When baby Jack (not participant’s real name and picture) was handed to his mum, he was the perfect baby. But in the months following his birth Jack’s parents and doctors became concerned when he did not meet his developmental milestones like other babies. He had trouble holding up his head or sitting upright without assistance. Over time, his condition became more serious when Jack developed seizures and suffered from painful involuntary movements of his muscles.
After a lengthy period of diagnostic testing doctors at CHI at Temple Street were unable to understand the cause of Jack’s condition. His brain MRI was normal. He had healthy siblings and there was no family history of any conditions like that of Jack’s. Routine genetic tests to look for large DNA abnormalities had not revealed any explanation for Jack’s symptoms.

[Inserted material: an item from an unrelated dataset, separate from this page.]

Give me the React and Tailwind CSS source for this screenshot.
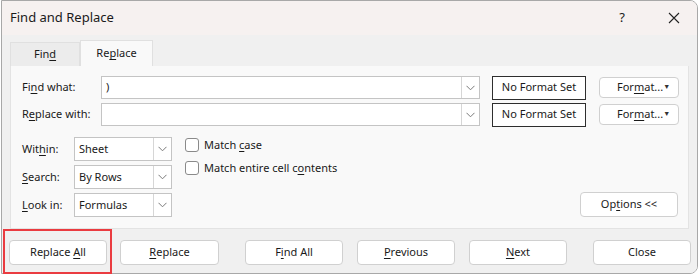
import React from 'react';

const font = { fontFamily: '"Noto Sans", "Open Sans", sans-serif' };

function U({ children }) {
  return <span className="underline underline-offset-2 decoration-1">{children}</span>;
}

function Chevron() {
  return (
    <svg width="9" height="6" viewBox="0 0 9 6" fill="none">
      <path d="M0.5 0.8 L4.5 4.8 L8.5 0.8" stroke="#7a7a7a" strokeWidth="1" />
    </svg>
  );
}

function ComboInput({ value, className }) {
  return (
    <div className={`flex h-[23px] bg-white border border-[#c4c4c4] ${className}`}>
      <div className="flex-1 flex items-center pl-[4px] text-[11px] text-[#1a1a1a]">{value}</div>
      <div className="w-[18px] border-l border-[#d6d6d6] flex items-center justify-center">
        <Chevron />
      </div>
    </div>
  );
}

function Btn({ children, className = '' }) {
  return (
    <div
      className={`h-[25px] flex items-center justify-center bg-white border border-[#d0d0d0] rounded-[4px] text-[11px] text-[#1a1a1a] ${className}`}
    >
      <span>{children}</span>
    </div>
  );
}

function FormatBtn() {
  return (
    <div className="w-[80px] h-[21px] flex items-center justify-between bg-white border border-[#d0d0d0] rounded-[4px] text-[11px] text-[#1a1a1a] pl-[17px] pr-[8px]">
      <span>
        For<U>m</U>at...
      </span>
      <span className="text-[7px] text-[#333]">▼</span>
    </div>
  );
}

function Checkbox({ children }) {
  return (
    <div className="flex items-center h-[14px] gap-[5px] text-[11px] text-[#1a1a1a]">
      <div className="w-[14px] h-[14px] rounded-[3px] border border-[#8a8a8a] bg-white" />
      <span>{children}</span>
    </div>
  );
}

function FormatBox() {
  return (
    <div className="ml-[12px] w-[94px] h-[24px] border-[1.5px] border-[#2e2e2e] bg-white flex items-center justify-center text-[11px] text-[#1a1a1a]">
      No Format Set
    </div>
  );
}

export default function App() {
  return (
    <div className="w-[700px] h-[275px] bg-white relative overflow-hidden" style={font}>
      <div className="ml-[1px] w-[697px] h-[274px] border border-[#a8a8a8] rounded-tr-[8px] rounded-br-[8px] flex flex-col overflow-hidden">
        {/* Title bar */}
        <div className="h-[34px] bg-[#f6f1f0] flex items-center pl-[8px] text-[13px] text-[#1a1a1a]">
          <span className="flex-1">Find and Replace</span>
          <span className="w-[20px] text-center text-[13px] mr-[36px]">?</span>
          <svg width="12" height="12" viewBox="0 0 12 12" className="mr-[17px]">
            <path d="M1 1 L11 11 M11 1 L1 11" stroke="#222" strokeWidth="1.1" />
          </svg>
        </div>

        {/* Body */}
        <div className="flex-1 bg-[#f0f0f0] flex flex-col">
          <div className="flex items-end h-[31px] pl-[8px]">
            <div className="w-[70px] h-[24px] flex items-center justify-center bg-[#ececec] border border-[#e0e0e0] border-b-0 text-[11px] text-[#1a1a1a]">
              <span>
                Fin<U>d</U>
              </span>
            </div>
            <div className="w-[73px] h-[26px] flex items-center justify-center bg-[#f9f9f9] border border-[#e0e0e0] border-b-0 text-[11px] text-[#1a1a1a]">
              <span>
                Re<U>p</U>lace
              </span>
            </div>
          </div>

          <div className="ml-[8px] w-[679px] h-[163px] bg-[#f9f9f9] border border-[#e3e3e3] border-t-0 flex flex-col pt-[10px] pl-[11px]">
            <div className="flex items-center h-[23px]">
              <span className="w-[79px] text-[11px] text-[#1a1a1a]">
                Fi<U>n</U>d what:
              </span>
              <ComboInput value=")" className="w-[379px]" />
              <FormatBox />
              <div className="ml-[13px]">
                <FormatBtn />
              </div>
            </div>
            <div className="flex items-center h-[23px] mt-[4px]">
              <span className="w-[79px] text-[11px] text-[#1a1a1a]">
                R<U>e</U>place with:
              </span>
              <ComboInput value="" className="w-[379px]" />
              <FormatBox />
              <div className="ml-[13px]">
                <FormatBtn />
              </div>
            </div>

            <div className="flex mt-[11px]">
              <div className="flex flex-col gap-[4px]">
                {[
                  [<>Wit<U>h</U>in:</>, 'Sheet'],
                  [<><U>S</U>earch:</>, 'By Rows'],
                  [<><U>L</U>ook in:</>, 'Formulas'],
                ].map(([label, val], i) => (
                  <div key={i} className="flex items-center">
                    <span className="w-[52px] text-[11px] text-[#1a1a1a]">{label}</span>
                    <ComboInput value={val} className="w-[98px] h-[24px]" />
                  </div>
                ))}
              </div>
              <div className="flex flex-col gap-[9px] ml-[13px] pt-[1px]">
                <Checkbox>
                  Match <U>c</U>ase
                </Checkbox>
                <Checkbox>
                  Match entire cell c<U>o</U>ntents
                </Checkbox>
              </div>
              <div className="flex-1 flex items-end justify-end pr-[10px]">
                <Btn className="w-[98px]">
                  Op<U>t</U>ions &lt;&lt;
                </Btn>
              </div>
            </div>
          </div>

          <div className="flex items-center mt-[11px] pl-[7px]">
            <Btn className="w-[98px]">
              Replace <U>A</U>ll
            </Btn>
            <Btn className="w-[99px] ml-[13px]">
              <U>R</U>eplace
            </Btn>
            <Btn className="w-[98px] ml-[26px]">
              F<U>i</U>nd All
            </Btn>
            <Btn className="w-[98px] ml-[14px]">
              <U>P</U>revious
            </Btn>
            <Btn className="w-[98px] ml-[14px] border-[#5b9bd5]">
              <U>N</U>ext
            </Btn>
            <Btn className="w-[98px] ml-[26px]">Close</Btn>
          </div>
        </div>
      </div>

      {/* Highlight box */}
      <div className="absolute left-[3px] top-[229px] w-[109px] h-[45px] border-2 border-[#ea3b40]" />
    </div>
  );
}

A collaborative research programme between Genuity Science and CHI at Temple Street offers whole genome sequencing and analysis for children with undiagnosed conditions. In 2017, Jack and his parents were recruited to the Rare Disease Programme by his clinician. They had blood samples taken by a phlebotomist at CHI at Temple Street, and the referring clinician provided a detailed clinical history of Jack’s condition to date. The anonymised blood samples and clinical data were provided to Genuity Science’s facility, where a team of laboratory scientists, bioinformaticians, and clinical research scientists sequenced Jack’s DNA to look for a change in his genetic code that would account for his condition.

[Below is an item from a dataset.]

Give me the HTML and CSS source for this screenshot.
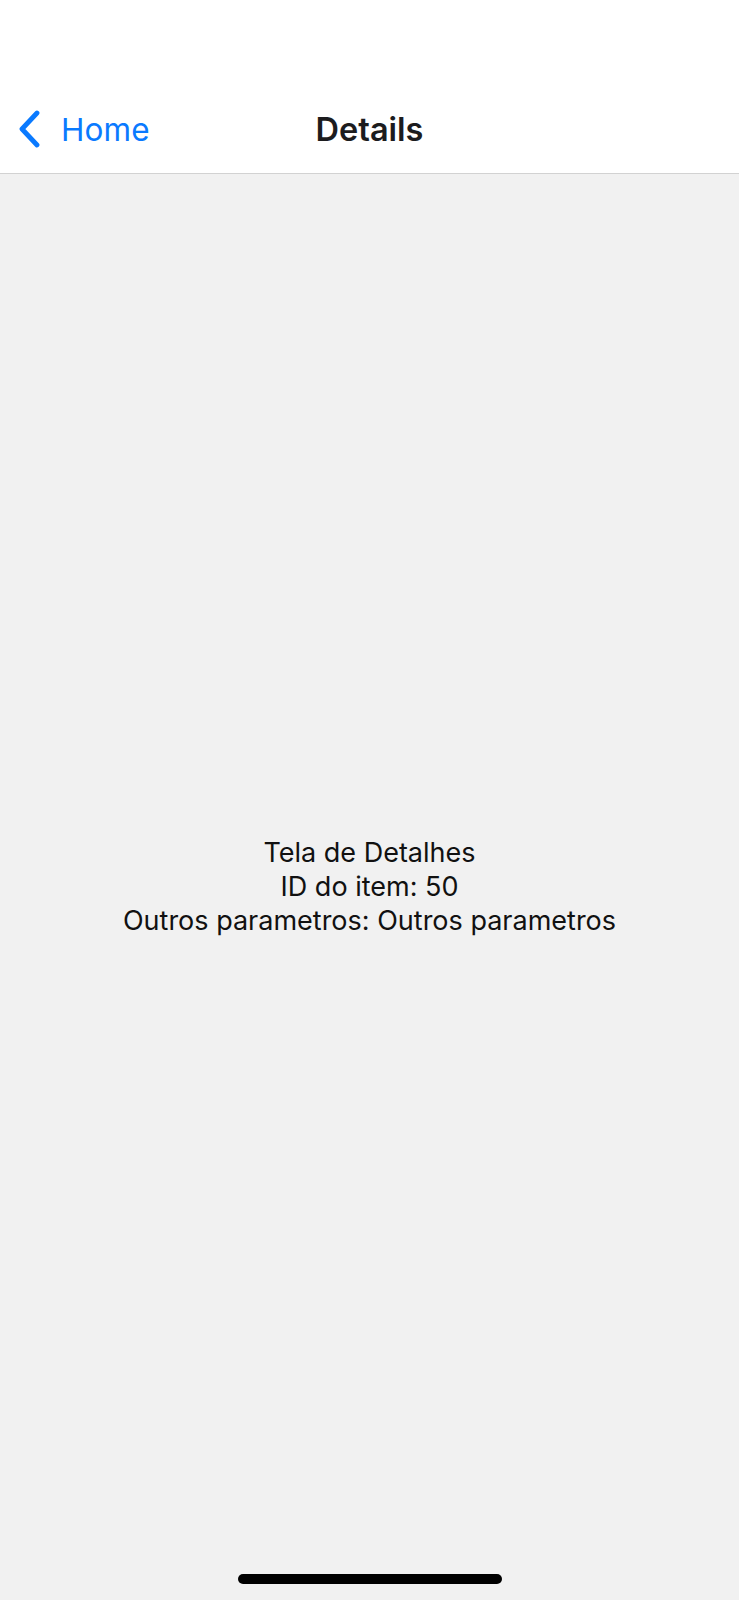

As the team worked through Jack’s genome sequence, they identified a variant in the GNAO1 gene. Inheritance was determined to be “de novo”, which means that Jack didn’t inherit this genetic change from his mother or father. This was significant in that the family now had the comfort of knowing that, if they decided to have more children, it would be highly unlikely another child would carry the same variant. For Jack, this variant changed a very important amino acid in his GNAO1 protein; an important molecule for sending messages between cells in the brain. This same variant has been identified in four other children, and all of them share Jack’s condition. In this way, although Jack has a rare disorder, he is not alone. Two of the children have received a special type of treatment called deep brain stimulation. This involves inserting an electrical implant into the part of the brain that controls movement. It has been a successful intervention for children with Jack’s genetic variant or other GNAO1-associated movement disorders that are associated with a sudden deterioration. There are also some medications that have been demonstrated as effective in the management of acute attacks associated with this disorder. And although Jack’s condition is currently stable, his genetic diagnosis has provided him with therapeutic options should his condition evolve over time.
The Genuity Science Rare Disease Programme continues to support CHI at Temple Street in implementing whole genome sequencing for children with undiagnosed disorders and their families.